LinuxLists.cc - Re: Upcoming: fscache rewrite

2020-07-30 13:11:17

Subject: Re: Upcoming: fscache rewrite

On Thu, 2020-07-30 at 12:51 +0100, David Howells wrote:
> Hi Linus, Trond/Anna, Steve, Eric,
>
> I have an fscache rewrite that I'm tempted to put in for the next merge
> window:
>
> https://lore.kernel.org/linux-fsdevel/159465784033.1376674.18106463693989811037.stgit@warthog.procyon.org.uk/
>
> It improves the code by:
>
> (*) Ripping out the stuff that uses page cache snooping and kernel_write()
> and using kiocb instead. This gives multiple wins: uses async DIO rather
> than snooping for updated pages and then copying them, less VM overhead.
>
> (*) Object management is also simplified, getting rid of the state machine
> that was managing things and using a much simplified thread pool instead.
>
> (*) Object invalidation creates a tmpfile and diverts new activity to that so
> that it doesn't have to synchronise in-flight ADIO.
>
> (*) Using a bitmap stored in an xattr rather than using bmap to find out if
> a block is present in the cache. Probing the backing filesystem's
> metadata to find out is not reliable in modern extent-based filesystems
> as them may insert or remove blocks of zeros. Even SEEK_HOLE/SEEK_DATA
> are problematic since they don't distinguish transparently inserted
> bridging.
>
> I've provided a read helper that handles ->readpage, ->readpages, and
> preparatory writes in ->write_begin. Willy is looking at using this as a way
> to roll his new ->readahead op out into filesystems. A good chunk of this
> will move into MM code.
>
> The code is simpler, and this is nice too:
>
> 67 files changed, 5947 insertions(+), 8294 deletions(-)
>
> not including documentation changes, which I need to convert to rst format
> yet. That removes a whole bunch more lines.
>
> But there are reasons you might not want to take it yet:
>
> (1) It starts off by disabling fscache support in all the filesystems that
> use it: afs, nfs, cifs, ceph and 9p. I've taken care of afs, Dave
> Wysochanski has patches for nfs:
>
> https://lore.kernel.org/linux-nfs/[email protected]/
>
> but they haven't been reviewed by Trond or Anna yet, and Jeff Layton has
> patches for ceph:
>
> https://marc.info/?l=ceph-devel&m=159541538914631&w=2
>
> and I've briefly discussed cifs with Steve, but nothing has started there
> yet. 9p I've not looked at yet.
>
> Now, if we're okay for going a kernel release with 4/5 filesystems with
> caching disabled and then pushing the changes for individual filesystems
> through their respective trees, it might be easier.
>
> Unfortunately, I wasn't able to get together with Trond and Anna at LSF
> to discuss this.
>
> (2) The patched afs fs passed xfstests -g quick (unlike the upstream code
> that oopses pretty quickly with caching enabled). Dave and Jeff's nfs
> and ceph code is getting close, but not quite there yet.

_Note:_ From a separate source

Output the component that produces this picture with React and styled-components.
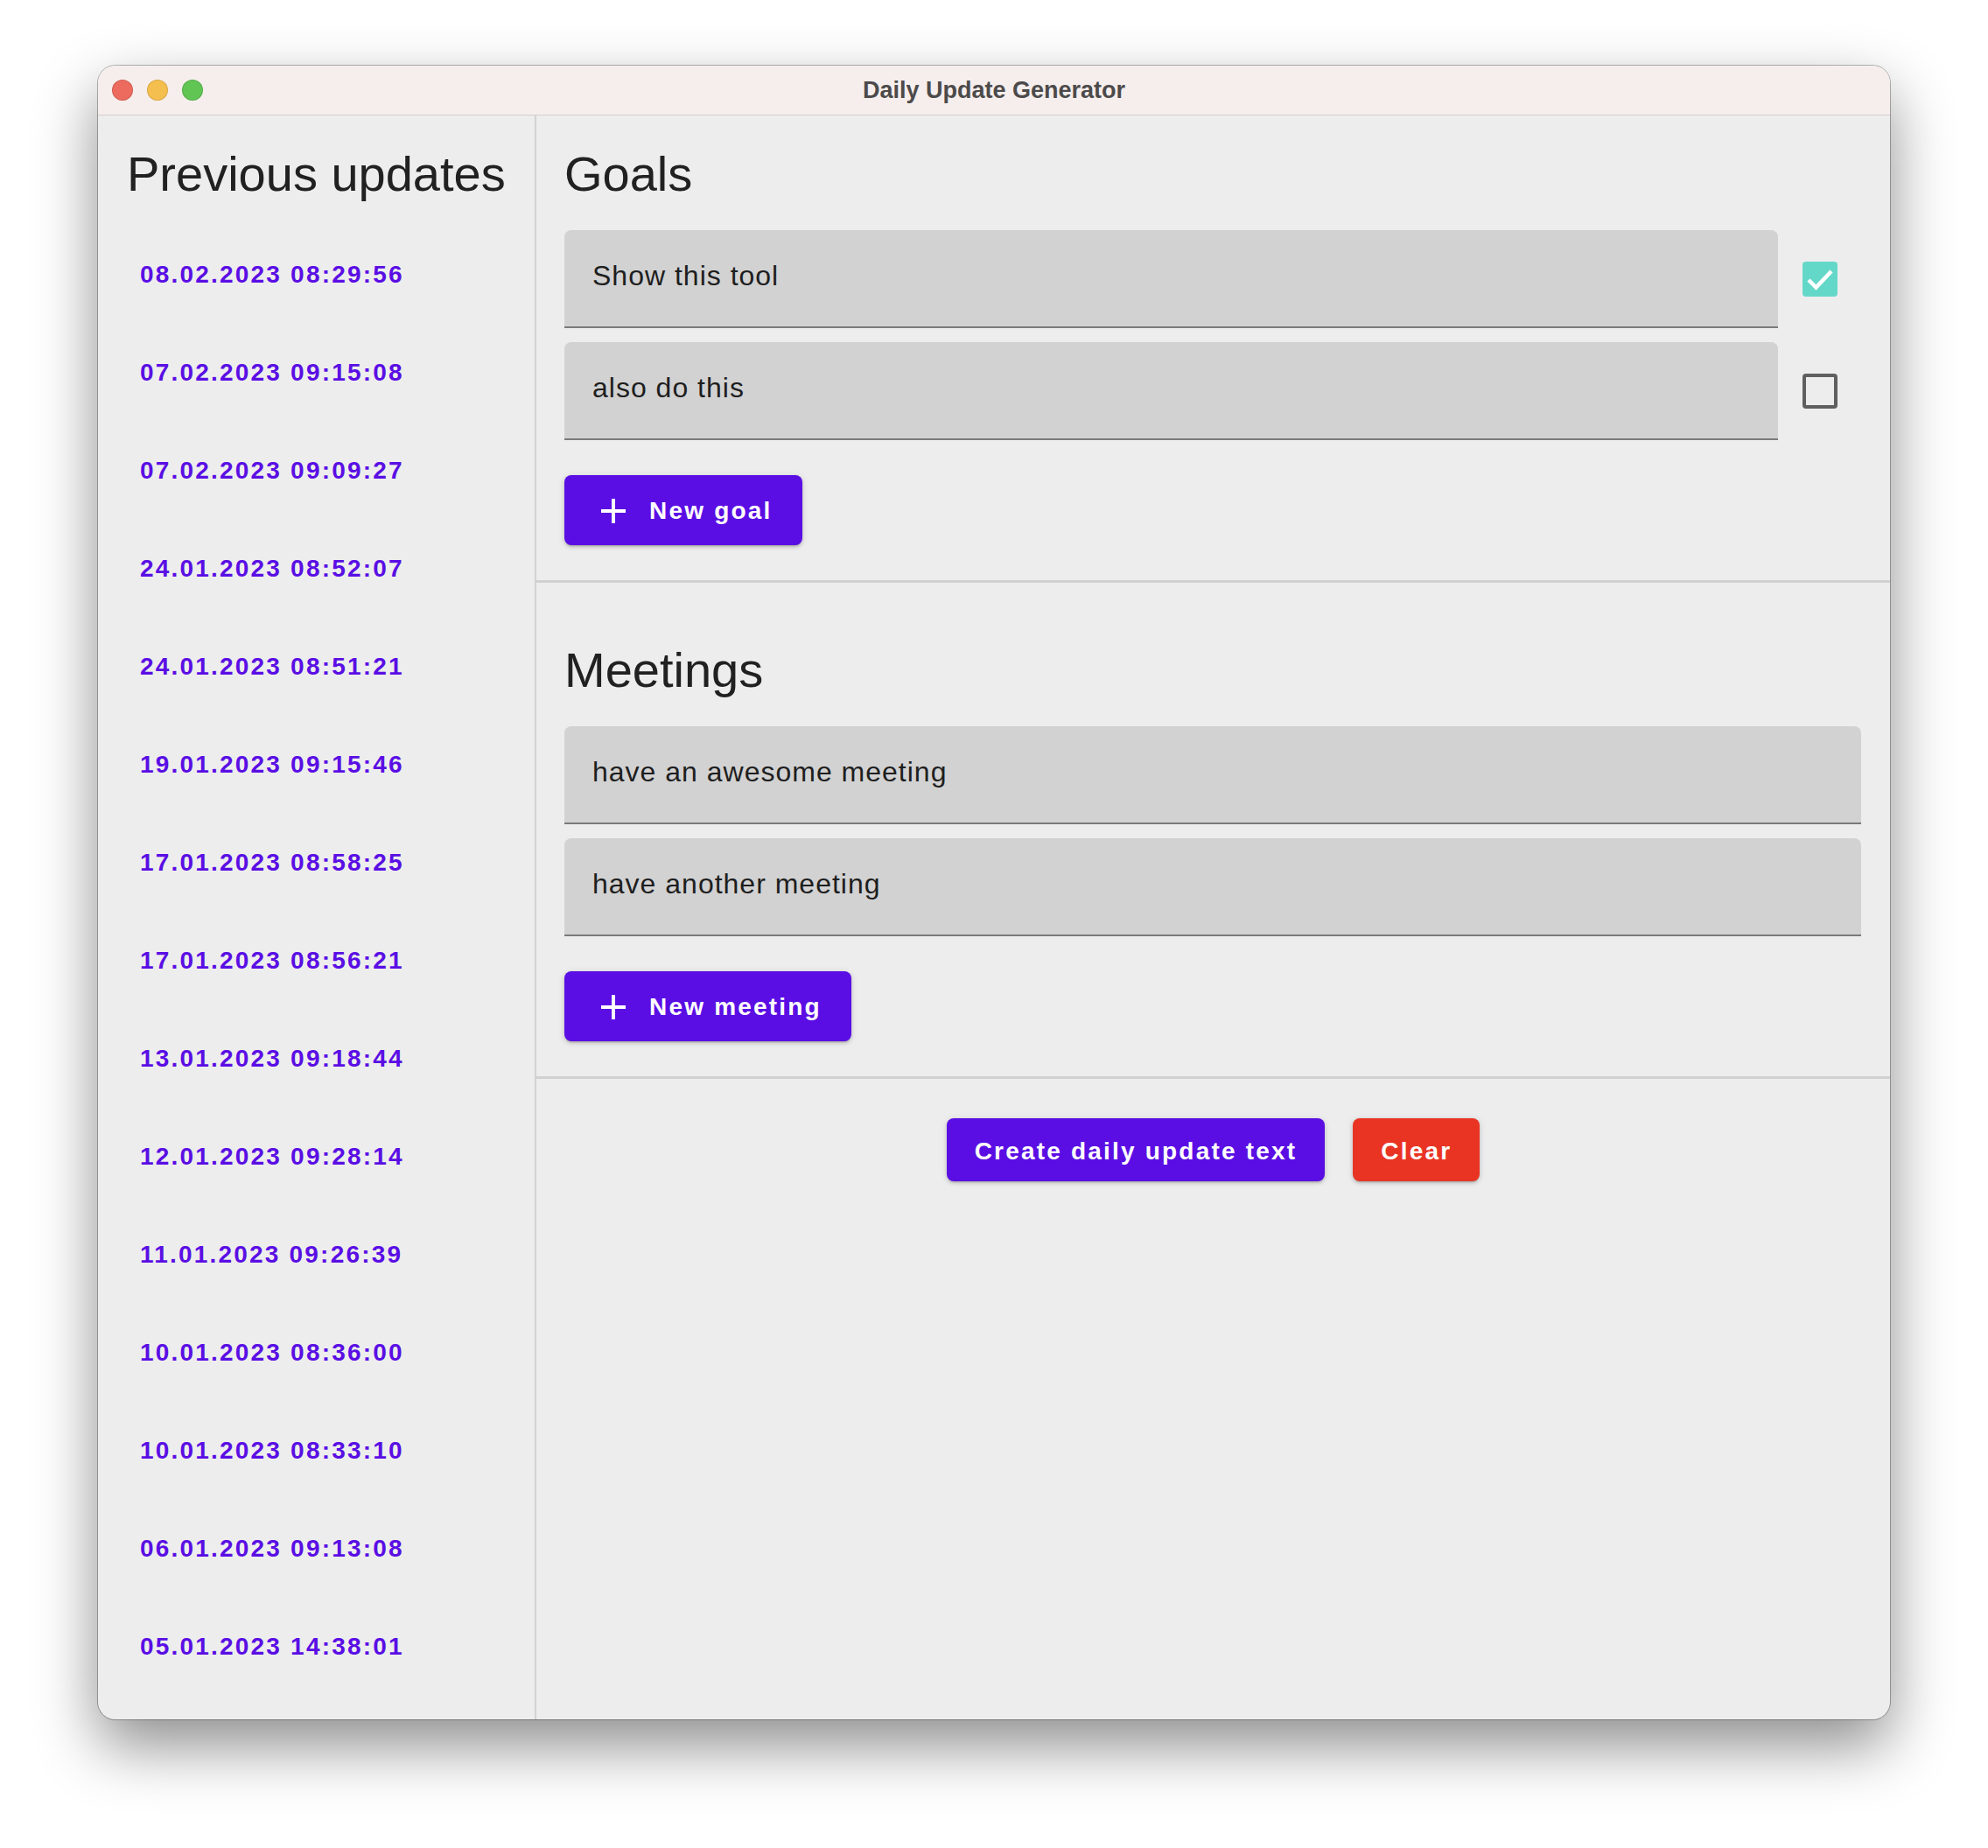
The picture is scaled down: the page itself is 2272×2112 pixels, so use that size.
import React from 'react'
import styled, { createGlobalStyle } from 'styled-components'

const PURPLE = '#5a0ee4'

const updates = [
  '08.02.2023 08:29:56',
  '07.02.2023 09:15:08',
  '07.02.2023 09:09:27',
  '24.01.2023 08:52:07',
  '24.01.2023 08:51:21',
  '19.01.2023 09:15:46',
  '17.01.2023 08:58:25',
  '17.01.2023 08:56:21',
  '13.01.2023 09:18:44',
  '12.01.2023 09:28:14',
  '11.01.2023 09:26:39',
  '10.01.2023 08:36:00',
  '10.01.2023 08:33:10',
  '06.01.2023 09:13:08',
  '05.01.2023 14:38:01',
]

const goals = [
  { text: 'Show this tool', done: true },
  { text: 'also do this', done: false },
]

const meetings = ['have an awesome meeting', 'have another meeting']

function PlusIcon() {
  return (
    <svg width="28" height="28" viewBox="0 0 28 28">
      <path d="M14 0v28M0 14h28" stroke="#fff" strokeWidth="4" />
    </svg>
  )
}

function CheckBox({ checked }) {
  return (
    <Box checked={checked}>
      {checked && (
        <svg width="40" height="40" viewBox="0 0 40 40">
          <polyline points="7,21 15.5,29.5 33,11" fill="none" stroke="#fff" strokeWidth="4.5" />
        </svg>
      )}
    </Box>
  )
}

function App() {
  return (
    <Page>
      <GlobalStyle />
      <Window>
        <TitleBar>
          <Lights>
            <Light color="#ed6a5e" />
            <Light color="#f5bf4f" />
            <Light color="#61c554" />
          </Lights>
          <Title>Daily Update Generator</Title>
          <div />
        </TitleBar>
        <Body>
          <Sidebar>
            <Heading>Previous updates</Heading>
            <DateList>
              {updates.map(u => <DateItem key={u}>{u}</DateItem>)}
            </DateList>
          </Sidebar>
          <Main>
            <Section top={35}>
              <Heading>Goals</Heading>
              <Fields>
                {goals.map(g => (
                  <Row key={g.text}>
                    <Field>{g.text}</Field>
                    <CheckCell><CheckBox checked={g.done} /></CheckCell>
                  </Row>
                ))}
              </Fields>
              <AddButton><PlusIcon /><span>New goal</span></AddButton>
            </Section>
            <Section top={68}>
              <Heading>Meetings</Heading>
              <Fields>
                {meetings.map(m => (
                  <Row key={m}><Field>{m}</Field></Row>
                ))}
              </Fields>
              <AddButton><PlusIcon /><span>New meeting</span></AddButton>
            </Section>
            <Actions>
              <Button>Create daily update text</Button>
              <Button color="#e93424">Clear</Button>
            </Actions>
          </Main>
        </Body>
      </Window>
    </Page>
  )
}

export default App

const GlobalStyle = createGlobalStyle`
html, body {
  margin: 0;
  padding: 0;
  background: #fff;
}
body {
  font-family: "Liberation Sans", Arial, Helvetica, sans-serif;
}
`
const Page = styled.div`
width: 2272px;
height: 2112px;
box-sizing: border-box;
padding: 75px 0 0 112px;
overflow: hidden;
`
const Window = styled.div`
width: 2048px;
height: 1890px;
border-radius: 20px;
overflow: hidden;
background: #ededed;
box-shadow: 0 0 0 1px rgba(0,0,0,0.28), 0 30px 70px rgba(0,0,0,0.45);
display: flex;
flex-direction: column;
`
const TitleBar = styled.div`
height: 57px;
flex-shrink: 0;
box-sizing: border-box;
display: grid;
grid-template-columns: 1fr auto 1fr;
align-items: center;
background: #f6eeed;
border-bottom: 1px solid #d3cece;
`
const Lights = styled.div`
display: flex;
gap: 16px;
padding-left: 16px;
`
const Light = styled.span`
width: 24px;
height: 24px;
border-radius: 50%;
background: ${p => p.color};
box-shadow: inset 0 0 0 1px rgba(0,0,0,0.12);
`
const Title = styled.div`
font-size: 27px;
font-weight: 700;
color: #4c4a4a;
`
const Body = styled.div`
flex: 1;
display: flex;
min-height: 0;
`
const Sidebar = styled.div`
width: 501px;
flex-shrink: 0;
box-sizing: border-box;
border-right: 2px solid #d2d2d2;
padding: 35px 0 0 33px;
overflow: hidden;
`
const Heading = styled.h2`
margin: 0 0 32px;
font-size: 56px;
line-height: 64px;
font-weight: 400;
color: #212121;
`
const DateList = styled.ul`
list-style: none;
margin: -5px 0 0;
padding: 0;
`
const DateItem = styled.li`
height: 112px;
display: flex;
align-items: center;
padding-left: 15px;
font-size: 28px;
font-weight: 700;
letter-spacing: 2.2px;
color: ${PURPLE};
`
const Main = styled.div`
flex: 1;
display: flex;
flex-direction: column;
`
const Section = styled.section`
padding: ${p => p.top}px 33px 40px 32px;
border-bottom: 3px solid #d1d1d1;
display: flex;
flex-direction: column;
align-items: flex-start;
`
const Fields = styled.div`
align-self: stretch;
display: flex;
flex-direction: column;
gap: 16px;
`
const Row = styled.div`
display: flex;
align-items: center;
`
const Field = styled.div`
flex: 1;
height: 112px;
box-sizing: border-box;
padding: 32px 32px 0;
background: #d2d2d2;
border-radius: 8px 8px 0 0;
border-bottom: 2px solid #7a7a7a;
font-size: 32px;
line-height: 40px;
letter-spacing: 1px;
color: #1e1e1e;
`
const CheckCell = styled.div`
width: 95px;
display: flex;
justify-content: center;
`
const Box = styled.div`
width: 40px;
height: 40px;
box-sizing: border-box;
border-radius: 4px;
background: ${p => p.checked ? '#64d8c8' : 'transparent'};
border: ${p => p.checked ? 'none' : '4px solid #5f5f5f'};
svg { display: block; }
`
const Button = styled.button`
display: inline-flex;
align-items: center;
height: 72px;
padding: 3px 32px 0;
border: none;
border-radius: 8px;
background: ${p => p.color || PURPLE};
color: #fff;
font-family: inherit;
font-size: 28px;
font-weight: 700;
letter-spacing: 2.2px;
box-shadow: 0 3px 2px -2px rgba(0,0,0,0.2), 0 2px 4px 0 rgba(0,0,0,0.14), 0 1px 8px 0 rgba(0,0,0,0.1);
cursor: pointer;
`
const AddButton = styled(Button)`
height: 80px;
margin-top: 40px;
padding: 2px 34px 0 42px;
gap: 27px;
svg { flex-shrink: 0; }
`
const Actions = styled.div`
display: flex;
justify-content: center;
gap: 32px;
padding-top: 45px;
`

That was my experience on cephfs+fscache too -- it often crashed down in
the fscache code. I'd support the approach in (1) above -- put this in
soon and disable the caches in the filesystems. Then push the changes to
reenable it via fs-specific trees.

The ceph patch series is more or less ready. It passes all of the
xfstest "quick" group run (aside from a few expected failures on
cephfs).

The only real exception is generic/531, which seems to trigger OOM kills
in my testing. The test tries to create a ton of files and leak the file
descriptors. I tend to think that workload is pretty unusual, and given
that fscache was terribly unstable and crashed before, this is still a
marked improvement.

> (3) Al has objections to the ITER_MAPPING iov_iter type that I added
>
> https://lore.kernel.org/linux-fsdevel/[email protected]/
>
> but note that iov_iter_for_each_range() is not actually used by anything.
>
> However, Willy likes it and would prefer to make it ITER_XARRAY instead
> as he might be able to use it in other places, though there's an issue
> where I'm calling find_get_pages_contig() which takes a mapping (though
> all it does is then get the xarray out of it).
>
> Instead I would have to use ITER_BVEC, which has quite a high overhead,
> though it would mean that the RCU read lock wouldn't be necessary. This
> would require 1K of memory for every 256K block the cache wants to read;
> for any read >1M, I'd have to use vmalloc() instead.
>
> I'd also prefer not to use ITER_BVEC because the offset and length are
> superfluous here. If ITER_MAPPING is not good, would it be possible to
> have an ITER_PAGEARRAY that just takes a page array instead? Or, even,
> create a transient xarray?
>
> (4) The way object culling is managed needs overhauling too, but that's a
> whole 'nother patchset. We could wait till that's done too, but its lack
> doesn't prevent what we have now being used.
>
> Thoughts?
>
> David
>

--
Jeff Layton <[email protected]>